━━━ Given information

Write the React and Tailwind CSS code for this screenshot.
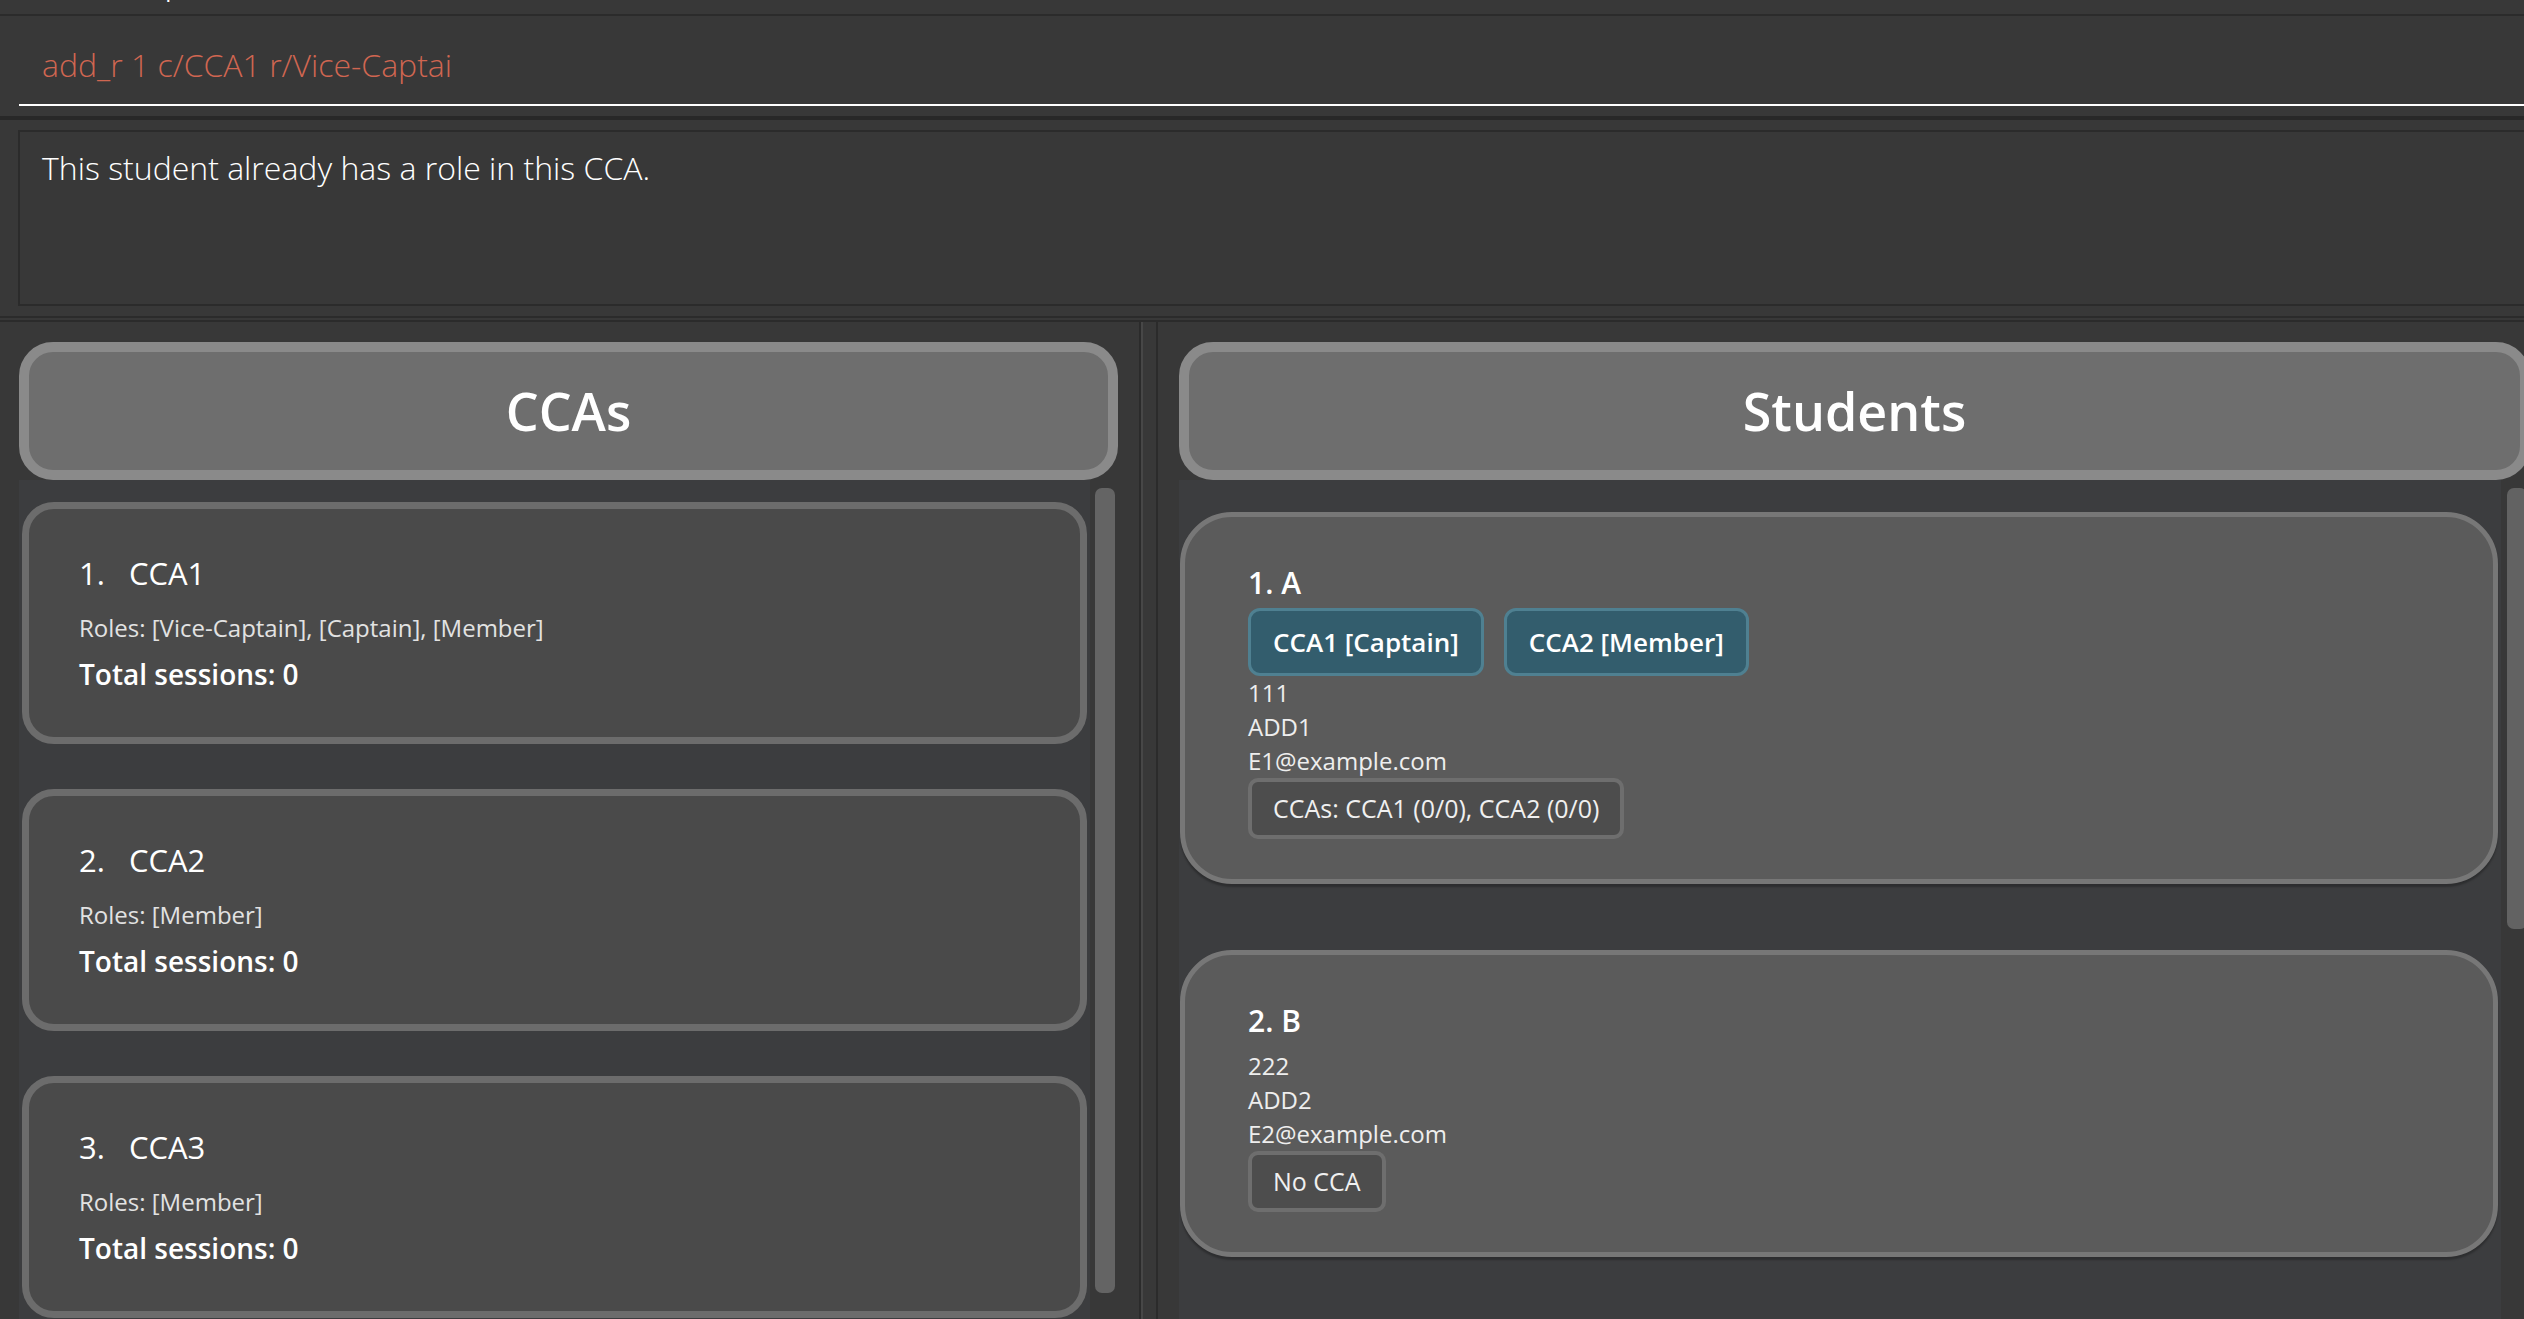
import React from 'react';

const ccas = [
  { id: 1, name: 'CCA1', roles: '[Vice-Captain], [Captain], [Member]', sessions: 0 },
  { id: 2, name: 'CCA2', roles: '[Member]', sessions: 0 },
  { id: 3, name: 'CCA3', roles: '[Member]', sessions: 0 },
];

const students = [
  {
    id: 1, name: 'A', phone: '111', address: 'ADD1', email: 'E1@example.com',
    tags: ['CCA1 [Captain]', 'CCA2 [Member]'],
    summary: 'CCAs: CCA1 (0/0), CCA2 (0/0)',
  },
  {
    id: 2, name: 'B', phone: '222', address: 'ADD2', email: 'E2@example.com',
    tags: [],
    summary: 'No CCA',
  },
];

function PaneHeader({ title }) {
  return (
    <div className="h-[138px] shrink-0 rounded-[34px] border-[10px] border-[#8a8a8a] bg-[#6e6e6e] flex items-center justify-center text-[52px] leading-[60px] font-semibold text-white">
      {title}
    </div>
  );
}

function CcaCard({ cca }) {
  return (
    <div className="h-[242px] shrink-0 rounded-[32px] border-[7px] border-[#6c6c6c] bg-[#4a4a4a] pl-[50px] pt-[43px]">
      <div className="flex gap-[24px] text-[31px] leading-[42px] text-white">
        <span>{cca.id}.</span>
        <span>{cca.name}</span>
      </div>
      <div className="mt-[17px] text-[24px] leading-[33px] text-[#e2e2e2]">Roles: {cca.roles}</div>
      <div className="mt-[11px] text-[28px] leading-[38px] font-semibold text-white">
        Total sessions: {cca.sessions}
      </div>
    </div>
  );
}

function StudentCard({ s }) {
  return (
    <div className="shrink-0 rounded-[52px] border-[5px] border-[#777777] bg-[#5b5b5b] pl-[63px] pt-[45px] pb-[40px] shadow-[0_3px_2px_rgba(0,0,0,0.25)]">
      <div className="text-[30px] leading-[41px] font-semibold text-white">
        {s.id}. {s.name}
      </div>
      {s.tags.length > 0 ? (
        <div className="mt-[5px] flex gap-[20px]">
          {s.tags.map((t) => (
            <div
              key={t}
              className="h-[68px] px-[22px] rounded-[12px] border-[3px] border-[#4f8091] bg-[#335d6d] flex items-center text-[26px] font-semibold text-white"
            >
              {t}
            </div>
          ))}
        </div>
      ) : (
        <div className="h-[8px]" />
      )}
      <div className="text-[24px] leading-[34px] text-[#eeeeee]">
        <div>{s.phone}</div>
        <div>{s.address}</div>
        <div>{s.email}</div>
      </div>
      <div className="w-fit h-[61px] px-[21px] rounded-[10px] border-[4px] border-[#6e6e6e] bg-[#4d4d4d] flex items-center text-[25px] text-[#f0f0f0]">
        {s.summary}
      </div>
    </div>
  );
}

export default function App() {
  return (
    <div className="w-[2524px] h-[1319px] overflow-hidden bg-[#383838] font-['Open_Sans','Noto_Sans',sans-serif]">
      <div className="w-[2551px] h-full flex flex-col">
        {/* menu bar, scrolled mostly out of view */}
        <div className="h-[14px] shrink-0 overflow-hidden">
          <div className="-mt-[25px] pl-[74px] flex gap-[16px] text-[24px] leading-[24px] text-white">
            <span>File</span>
            <span>Help</span>
          </div>
        </div>
        <div className="h-[2px] shrink-0 bg-[#2b2b2b]" />

        {/* command box */}
        <div className="h-[88px] shrink-0 pl-[42px] pt-[27px] text-[32px] leading-[44px] font-light text-[#d06651]">
          add_r 1 c/CCA1 r/Vice-Captai
        </div>
        <div className="ml-[19px] h-[2px] shrink-0 bg-white" />
        <div className="h-[10px] shrink-0" />
        <div className="h-[4px] shrink-0 bg-[#282828]" />
        <div className="h-[10px] shrink-0" />

        {/* result display */}
        <div className="ml-[18px] h-[176px] shrink-0 border-2 border-[#2b2b2b] pl-[22px] pt-[14px] text-[32px] leading-[44px] font-light text-white">
          This student already has a role in this CCA.
        </div>
        <div className="h-[10px] shrink-0" />
        <div className="h-[2px] shrink-0 bg-[#2b2b2b]" />
        <div className="h-[2px] shrink-0" />

        {/* split panes */}
        <div className="flex-1 min-h-0 flex border-t-2 border-[#2b2b2b]">
          <div className="w-[1139px] shrink-0 pl-[19px] pr-[21px] pt-[20px] flex flex-col">
            <PaneHeader title="CCAs" />
            <div className="flex-1 min-h-0 flex">
              <div className="flex-1 bg-[#3c3d3f] pt-[22px] px-[3px] flex flex-col gap-[45px] overflow-hidden">
                {ccas.map((c) => (
                  <CcaCard key={c.id} cca={c} />
                ))}
              </div>
              <div className="w-[28px] shrink-0 pl-[5px] pr-[3px] pt-[8px]">
                <div className="h-[805px] rounded-[7px] bg-[#646464]" />
              </div>
            </div>
          </div>

          <div className="w-[19px] shrink-0 flex">
            <div className="w-[2px] bg-[#2b2b2b]" />
            <div className="w-[2px] bg-[#474747]" />
            <div className="flex-1" />
            <div className="w-[2px] bg-[#2b2b2b]" />
          </div>

          <div className="flex-1 pl-[21px] pr-[21px] pt-[20px] flex flex-col">
            <PaneHeader title="Students" />
            <div className="flex-1 min-h-0 flex">
              <div className="flex-1 bg-[#3c3d3f] pt-[32px] pl-[1px] pr-[3px] flex flex-col gap-[66px] overflow-hidden">
                {students.map((s) => (
                  <StudentCard key={s.id} s={s} />
                ))}
              </div>
              <div className="w-[29px] shrink-0 pl-[6px] pr-[3px] pt-[8px]">
                <div className="h-[441px] rounded-[7px] bg-[#626262]" />
              </div>
            </div>
          </div>
        </div>
      </div>
    </div>
  );
}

━━━━━━

Task requirements – Give all the lines above again, character for character, without pictures.

Full answer –
Write the React and Tailwind CSS code for this screenshot.
import React from 'react';

const ccas = [
  { id: 1, name: 'CCA1', roles: '[Vice-Captain], [Captain], [Member]', sessions: 0 },
  { id: 2, name: 'CCA2', roles: '[Member]', sessions: 0 },
  { id: 3, name: 'CCA3', roles: '[Member]', sessions: 0 },
];

const students = [
  {
    id: 1, name: 'A', phone: '111', address: 'ADD1', email: 'E1@example.com',
    tags: ['CCA1 [Captain]', 'CCA2 [Member]'],
    summary: 'CCAs: CCA1 (0/0), CCA2 (0/0)',
  },
  {
    id: 2, name: 'B', phone: '222', address: 'ADD2', email: 'E2@example.com',
    tags: [],
    summary: 'No CCA',
  },
];

function PaneHeader({ title }) {
  return (
    <div className="h-[138px] shrink-0 rounded-[34px] border-[10px] border-[#8a8a8a] bg-[#6e6e6e] flex items-center justify-center text-[52px] leading-[60px] font-semibold text-white">
      {title}
    </div>
  );
}

function CcaCard({ cca }) {
  return (
    <div className="h-[242px] shrink-0 rounded-[32px] border-[7px] border-[#6c6c6c] bg-[#4a4a4a] pl-[50px] pt-[43px]">
      <div className="flex gap-[24px] text-[31px] leading-[42px] text-white">
        <span>{cca.id}.</span>
        <span>{cca.name}</span>
      </div>
      <div className="mt-[17px] text-[24px] leading-[33px] text-[#e2e2e2]">Roles: {cca.roles}</div>
      <div className="mt-[11px] text-[28px] leading-[38px] font-semibold text-white">
        Total sessions: {cca.sessions}
      </div>
    </div>
  );
}

function StudentCard({ s }) {
  return (
    <div className="shrink-0 rounded-[52px] border-[5px] border-[#777777] bg-[#5b5b5b] pl-[63px] pt-[45px] pb-[40px] shadow-[0_3px_2px_rgba(0,0,0,0.25)]">
      <div className="text-[30px] leading-[41px] font-semibold text-white">
        {s.id}. {s.name}
      </div>
      {s.tags.length > 0 ? (
        <div className="mt-[5px] flex gap-[20px]">
          {s.tags.map((t) => (
            <div
              key={t}
              className="h-[68px] px-[22px] rounded-[12px] border-[3px] border-[#4f8091] bg-[#335d6d] flex items-center text-[26px] font-semibold text-white"
            >
              {t}
            </div>
          ))}
        </div>
      ) : (
        <div className="h-[8px]" />
      )}
      <div className="text-[24px] leading-[34px] text-[#eeeeee]">
        <div>{s.phone}</div>
        <div>{s.address}</div>
        <div>{s.email}</div>
      </div>
      <div className="w-fit h-[61px] px-[21px] rounded-[10px] border-[4px] border-[#6e6e6e] bg-[#4d4d4d] flex items-center text-[25px] text-[#f0f0f0]">
        {s.summary}
      </div>
    </div>
  );
}

export default function App() {
  return (
    <div className="w-[2524px] h-[1319px] overflow-hidden bg-[#383838] font-['Open_Sans','Noto_Sans',sans-serif]">
      <div className="w-[2551px] h-full flex flex-col">
        {/* menu bar, scrolled mostly out of view */}
        <div className="h-[14px] shrink-0 overflow-hidden">
          <div className="-mt-[25px] pl-[74px] flex gap-[16px] text-[24px] leading-[24px] text-white">
            <span>File</span>
            <span>Help</span>
          </div>
        </div>
        <div className="h-[2px] shrink-0 bg-[#2b2b2b]" />

        {/* command box */}
        <div className="h-[88px] shrink-0 pl-[42px] pt-[27px] text-[32px] leading-[44px] font-light text-[#d06651]">
          add_r 1 c/CCA1 r/Vice-Captai
        </div>
        <div className="ml-[19px] h-[2px] shrink-0 bg-white" />
        <div className="h-[10px] shrink-0" />
        <div className="h-[4px] shrink-0 bg-[#282828]" />
        <div className="h-[10px] shrink-0" />

        {/* result display */}
        <div className="ml-[18px] h-[176px] shrink-0 border-2 border-[#2b2b2b] pl-[22px] pt-[14px] text-[32px] leading-[44px] font-light text-white">
          This student already has a role in this CCA.
        </div>
        <div className="h-[10px] shrink-0" />
        <div className="h-[2px] shrink-0 bg-[#2b2b2b]" />
        <div className="h-[2px] shrink-0" />

        {/* split panes */}
        <div className="flex-1 min-h-0 flex border-t-2 border-[#2b2b2b]">
          <div className="w-[1139px] shrink-0 pl-[19px] pr-[21px] pt-[20px] flex flex-col">
            <PaneHeader title="CCAs" />
            <div className="flex-1 min-h-0 flex">
              <div className="flex-1 bg-[#3c3d3f] pt-[22px] px-[3px] flex flex-col gap-[45px] overflow-hidden">
                {ccas.map((c) => (
                  <CcaCard key={c.id} cca={c} />
                ))}
              </div>
              <div className="w-[28px] shrink-0 pl-[5px] pr-[3px] pt-[8px]">
                <div className="h-[805px] rounded-[7px] bg-[#646464]" />
              </div>
            </div>
          </div>

          <div className="w-[19px] shrink-0 flex">
            <div className="w-[2px] bg-[#2b2b2b]" />
            <div className="w-[2px] bg-[#474747]" />
            <div className="flex-1" />
            <div className="w-[2px] bg-[#2b2b2b]" />
          </div>

          <div className="flex-1 pl-[21px] pr-[21px] pt-[20px] flex flex-col">
            <PaneHeader title="Students" />
            <div className="flex-1 min-h-0 flex">
              <div className="flex-1 bg-[#3c3d3f] pt-[32px] pl-[1px] pr-[3px] flex flex-col gap-[66px] overflow-hidden">
                {students.map((s) => (
                  <StudentCard key={s.id} s={s} />
                ))}
              </div>
              <div className="w-[29px] shrink-0 pl-[6px] pr-[3px] pt-[8px]">
                <div className="h-[441px] rounded-[7px] bg-[#626262]" />
              </div>
            </div>
          </div>
        </div>
      </div>
    </div>
  );
}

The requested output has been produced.